Bohemio, a Jack Kerouac–inspired collection of lodges with supremely cozy suites made from adobe and Marfa’s signature material—concrete—opened in 2022. Last year, the Rebel Lodge expanded into a second Raconteur Lodge, with rooms boasting king-size beds and full kitchens, along with a pickleball court and “movie trailer” in a courtyard with plenty of hammocks.

For an even more residential stay, complete with a cowboy soak tank and a kitchen suited for entertaining, the Lincoln’s bright-pink Mary Todd House is within walking distance of most of Marfa’s star attractions (and is also the farthest away from the nightly train’s blaring whistle). Seeking super-seclusion? The Lincoln’s underground bomb shelter with Fallout-appropriate touches was built in the Cold War era.

Bring home

Once you’ve filled up on Marfa’s luminous stars, art, and gastronomy, only one thing is left to do: Shop!

Marfa Mood Mercantile is an artist’s shop selling gifts Deirdrea Lyon, a potter and painter, buys herself. Ranch Candy is another fresh endeavor with artist-driven ceramics, clothes, jewelry, and more “things you do/do not need,” in addition to a 21-plus recreational room, called Raunch Candy. Photographer Lesley Villarreal, creator of the locally popular, tongue-in-cheek series of prints “Marfa Hated on Yelp,” now has a shop called Love, Marfa. Fans of offbeat T-shirts will find plenty of new threads at June TeeZe. Sticks & Bones desert supply shop is another new gift store to check out, especially if you’re looking for things like high-end knives and clearing tools. On the other end, metaphysical seekers can find candles, tinctures, and amulets at Ocotillo Botánica, where you can also book a tarot reading.

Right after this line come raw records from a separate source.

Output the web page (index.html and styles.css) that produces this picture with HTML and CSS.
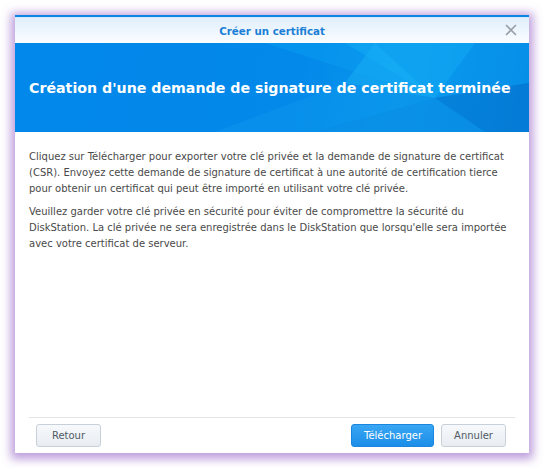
FILE: index.html
```html
<!DOCTYPE html>
<html lang="fr">
<head>
  <meta charset="UTF-8">
  <title>Créer un certificat</title>
  <link rel="stylesheet" href="styles.css">
</head>
<body>

  <div class="fenetre">
    <div class="titre">
      <span>Créer un certificat</span>
      <button class="fermer" type="button" aria-label="Fermer">
        <svg width="12" height="12" viewBox="0 0 12 12">
          <path d="M1 1 L11 11 M11 1 L1 11" stroke="#9a9fa6" stroke-width="1.6" fill="none"/>
        </svg>
      </button>
    </div>

    <div class="banniere">
      <svg class="motif" width="514" height="89" viewBox="0 0 514 89" preserveAspectRatio="none">
        <polygon points="250,0 514,0 514,40 420,55" fill="#0a9af0" opacity="0.55"/>
        <polygon points="330,0 460,0 420,55" fill="#12a8f4" opacity="0.6"/>
        <polygon points="420,55 514,40 514,89 470,89" fill="#0478d2" opacity="0.6"/>
        <polygon points="300,89 420,55 470,89" fill="#0a8ee6" opacity="0.7"/>
        <polygon points="200,89 330,40 420,55 300,89" fill="#0c96ec" opacity="0.5"/>
        <polygon points="360,0 420,55 330,40" fill="#18b0f6" opacity="0.5"/>
      </svg>
      <h1>Création d'une demande de signature de certificat terminée</h1>
    </div>

    <div class="contenu">
      <p>Cliquez sur Télécharger pour exporter votre clé privée et la demande de signature de certificat (CSR). Envoyez cette demande de signature de certificat à une autorité de certification tierce pour obtenir un certificat qui peut être importé en utilisant votre clé privée.</p>
      <p>Veuillez garder votre clé privée en sécurité pour éviter de compromettre la sécurité du DiskStation. La clé privée ne sera enregistrée dans le DiskStation que lorsqu'elle sera importée avec votre certificat de serveur.</p>
    </div>

    <div class="pied">
      <button class="bouton" type="button">Retour</button>
      <span class="espace"></span>
      <button class="bouton bleu" type="button">Télécharger</button>
      <button class="bouton" type="button">Annuler</button>
    </div>
  </div>

</body>
</html>
```

FILE: styles.css
```css
body {
  margin: 0;
  background-color: #fff;
  font-family: "DejaVu Sans", Verdana, sans-serif;
}
.fenetre {
  width: 514px;
  height: 438px;
  margin: 15px;
  background-color: #fff;
  border-top: 2px solid #0b86e3;
  box-sizing: border-box;
  display: flex;
  flex-direction: column;
  box-shadow: 0 2px 9px 4px rgba(178, 140, 214, 0.85);
}
.titre {
  height: 26px;
  display: flex;
  align-items: center;
  justify-content: center;
  position: relative;
  background: linear-gradient(#e0effc, #fbfdff);
  border-top: 1px solid #d4e9fb;
  box-sizing: border-box;
  color: #1b7fd6;
  font-weight: bold;
  font-size: 10.3px;
}
.fermer {
  position: absolute;
  right: 12px;
  top: 6px;
  border: none;
  background: none;
  padding: 0;
  width: 12px;
  height: 12px;
}
.fermer svg {
  display: block;
}
.banniere {
  height: 89px;
  position: relative;
  display: flex;
  align-items: center;
  padding: 0 14px;
  background: linear-gradient(100deg, #0287ea 0%, #0389ea 55%, #0a97ec 75%, #0580dc 100%);
  overflow: hidden;
}
.motif {
  position: absolute;
  left: 0;
  top: 0;
}
.banniere h1 {
  position: relative;
  margin: 0;
  color: #fff;
  font-size: 14.2px;
  font-weight: bold;
  white-space: nowrap;
}
.contenu {
  flex: 1;
  padding: 17px 14px 0 14px;
  color: #4a4a4a;
  font-size: 10px;
  line-height: 16px;
}
.contenu p {
  margin: 0 0 7px 0;
}
.pied {
  margin: 0 14px;
  padding: 6px 9px 6px 7px;
  border-top: 1px solid #e2e4e7;
  display: flex;
  gap: 7px;
}
.espace {
  flex: 1;
}
.bouton {
  height: 23px;
  min-width: 65px;
  padding: 0 12px;
  border: 1px solid #c7d0d9;
  border-radius: 3px;
  background: linear-gradient(#f7f9fb, #e8edf2);
  color: #505a64;
  font-family: "DejaVu Sans", Verdana, sans-serif;
  font-size: 10px;
}
.bouton.bleu {
  width: 83px;
  border-color: #1b86e0;
  background: linear-gradient(#3aa6f4, #1b8ee8);
  color: #fff;
}
```
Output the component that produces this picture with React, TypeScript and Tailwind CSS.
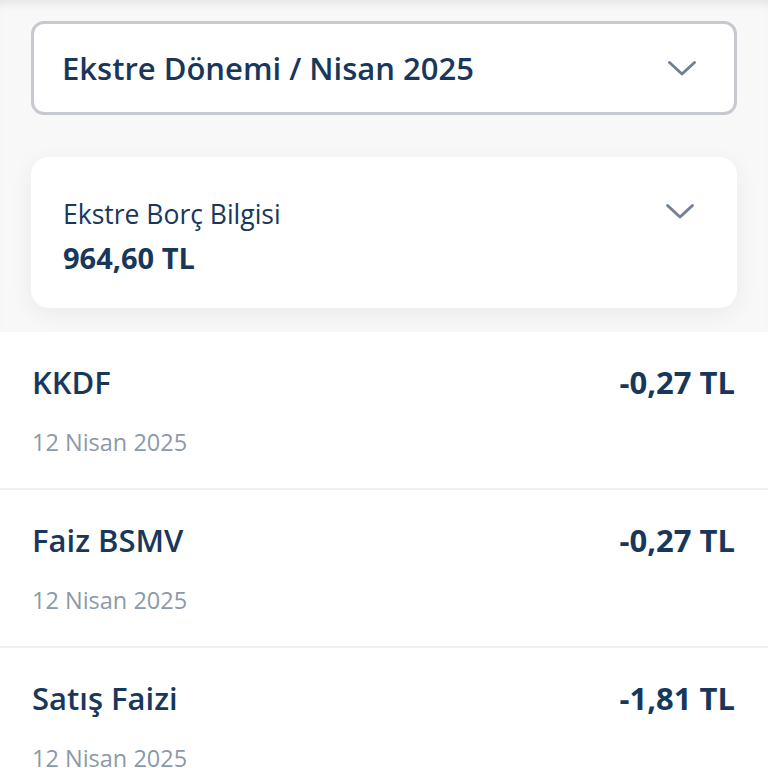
import React from "react";

interface Txn {
  title: string;
  amount: string;
  date: string;
}

const TXNS: Txn[] = [
  { title: "KKDF", amount: "-0,27 TL", date: "12 Nisan 2025" },
  { title: "Faiz BSMV", amount: "-0,27 TL", date: "12 Nisan 2025" },
  { title: "Satış Faizi", amount: "-1,81 TL", date: "12 Nisan 2025" },
];

function Chevron({ className = "" }: { className?: string }) {
  return (
    <svg width="30" height="17" viewBox="0 0 30 17" fill="none" className={className}>
      <polyline
        points="2.5,2.5 15,14 27.5,2.5"
        stroke="#6f8193"
        strokeWidth="3"
        strokeLinecap="round"
        strokeLinejoin="round"
      />
    </svg>
  );
}

export default function App() {
  return (
    <div
      className="w-[768px] h-[768px] overflow-hidden bg-white text-[#18375b]"
      style={{ fontFamily: '"Open Sans", "Noto Sans", sans-serif' }}
    >
      {/* Üst bölüm — dönem seçimi ve borç kartı */}
      <section className="bg-[#f8f8f9] px-[31px] pt-[21px] pb-[24px] shadow-[inset_0_10px_12px_-8px_rgba(0,0,0,0.10)]">
        <button className="w-full h-[94px] flex items-center justify-between bg-white border-[3px] border-[#c6c9ce] rounded-[13px] pl-[28px] pr-[37px]">
          <span className="text-[31px] font-semibold">Ekstre Dönemi / Nisan 2025</span>
          <Chevron />
        </button>

        <div className="mt-[42px] h-[151px] bg-white rounded-[18px] shadow-[0_6px_24px_rgba(0,0,0,0.06)] flex justify-between pl-[32px] pr-[42px] pt-[40px]">
          <div className="flex flex-col">
            <span className="text-[26.5px] leading-[34px]">Ekstre Borç Bilgisi</span>
            <span className="mt-[7px] text-[29px] leading-[40px] font-bold">964,60 TL</span>
          </div>
          <Chevron className="mt-[6px]" />
        </div>
      </section>

      {/* Hareket listesi */}
      <div className="flex flex-col">
        {TXNS.map((t, i) => (
          <div
            key={i}
            className={
              i < TXNS.length - 1
                ? "px-[32px] pr-[33px] pt-[30px] pb-[29px] border-b-2 border-[#eef0f3]"
                : "px-[32px] pr-[33px] pt-[30px] pb-[29px]"
            }
          >
            <div className="flex items-center justify-between h-[40px]">
              <span className="text-[31px] font-semibold">{t.title}</span>
              <span className="text-[31px] font-bold">{t.amount}</span>
            </div>
            <div className="mt-[25px] h-[32px] flex items-center text-[23.5px] text-[#8b99a9]">
              {t.date}
            </div>
          </div>
        ))}
      </div>
    </div>
  );
}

Take time to slow down and browse the selection at Stop & Read Books.

Image: rowdy dugan

For those who understand that friendship can come between the covers of a book, Stop & Read Books is a tiny shop with a unique selection of memoirs, cookbooks, and fiction, and it also sells wine. As those who live in Marfa will attest, the ability to wear many different hats is the best way to thrive in this town that can hold all types.